Это лицо, эта вся ее фигура была так спокойна, ясна, у сложенных рук отливал потемнелой позолотой лик Божьей Матери. Мы с Лякой сидели на стуле (вернее, она села, а я стоял). «Не бойся, Илюшенька, ведь это наш дорогой Джабик», – сказала дорогая Ляка. Она открыла Евангелие и стала читать наугад. Выпало ее любимое место из Завета. Вдруг приоткрылась дверь, пламя свечи заколебалось, мы вздрогнули. Ляка закрыла дверь. А вода в бутылочке замерзла…»
Благодатное воздействие природы, постоянная духовная и материальная поддержка со стороны дяди Миши, тети Аси и дяди Коли, забота других родственников постепенно вывели ребенка из беспросветного состояния.

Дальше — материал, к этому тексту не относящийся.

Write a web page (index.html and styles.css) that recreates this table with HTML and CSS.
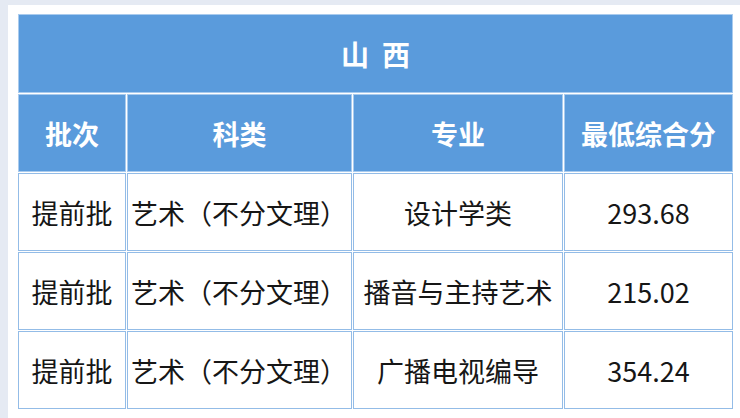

В Гребло Илья не сторонился крестьянских дел: был подпаском, молотил лен. По трудодням получил первую в жизни зарплату в виде натурального продукта – муки, насыпанной в две наволочки с пометкой «И. Г.», вышитой рукой матери. Вместе со всеми он разделял горе при получении «похоронки», провожал на фронт очередных призывников, на которых вскоре тоже приходили похоронки. Играл с деревенскими ребятами, ходил с ними по грибы и ягоды. Учился в школе, в которую надо было добираться за несколько километров еще до рассвета.
У Ильи Сергеевича завидная память не только на своих первых учителей, но и на всех, кто когда-то относился к нему с добром. Помнит он и директора сельской школы – похожего на большую птицу, горбатенького, с очень умным лицом и темными грустными глазами, говорившего обстоятельно и веско. Ученики считали, что он знает все, и потому его уважали и боялись. Директор был эвакуированным и по его нередко задумчивой отрешенности думалось, что этот человек с весьма драматичной судьбой.